Source: “Web Site and Author Rescue a Forgotten Book,” by Lynn Andriani, Publishers Weekly, 2/2/2009 (http://www.publishersweekly.com/article/CA6633740.html)

In anticipation of Harper Perennial’s forthcoming reissue of Jetta Carleton’s The Moonflower Vine, Publishers Weekly recently included a story about how the book can to be republished. It turns out that the Neglected Books Page had something to do with it:

The Moonflower revival began when a small press contacted Carleton’s grandniece, Susan Beasley, telling her it wanted to reissue Moonflower, which is set on a farm in western Missouri during the first half of the 20th century. Beasley got in touch with agent Denise Shannon, who didn’t know the book but Googled it and wound up on NeglectedBooks.com, a site launched in 2006 that features thousands of books that have been, according to the site, “neglected, overlooked, forgotten, or stranded by changing tides in critical or popular taste.”

The Moonflower Vine is due out from Harper Perennial on 24 March 2009.

1 thought on “Neglected Books gets a mention in Publishers Weekly”

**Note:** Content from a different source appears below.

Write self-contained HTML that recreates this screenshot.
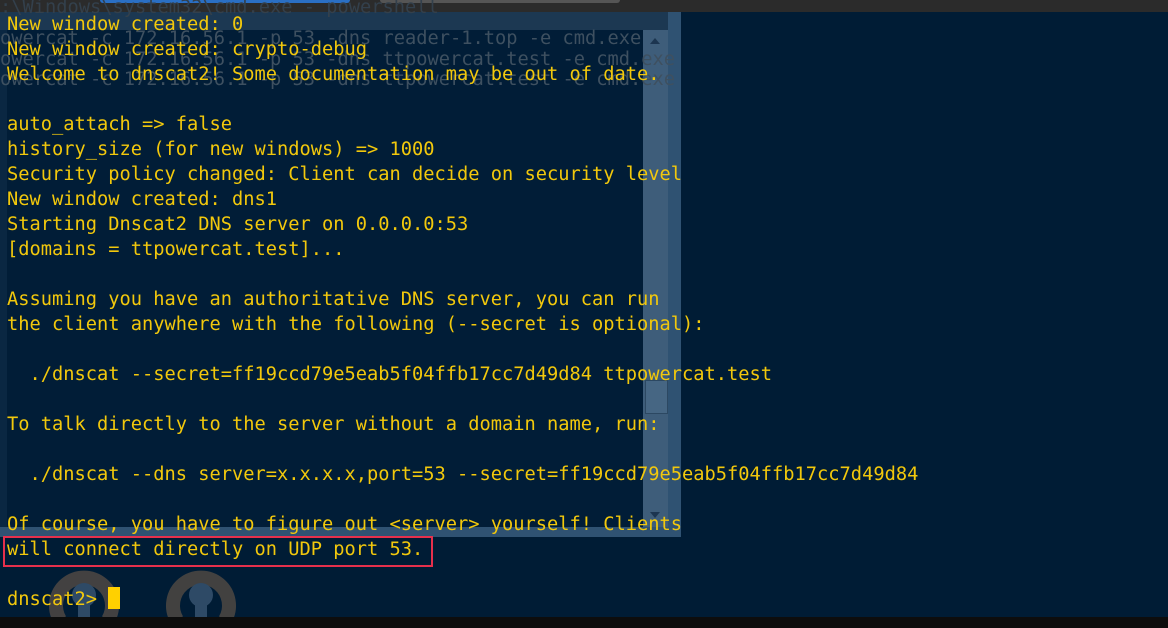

  1. What a wonderful discovery I’ve just made!
    As a university instructor of literature, I remain suspicious of annual awards (i.e., Pulitzer, Booker, and others) and continued to be disappointed by “book lists” (i.e., The Modern Library’s 100 of the 20th Century), but find your blog to be a refreshingly different eye-opener. I shall visit often (and encourage any visitors to my blog (http://selectedbooks.blogspot.com/) to do likewise), and I already know the consequences: I shall be rumaging through second-hand bookstores and libraries for seductive titles you have mentioned. All the best (and please keep up the wonderful work) . . . R. T. Davis (Baldwin County, Alabama, USA).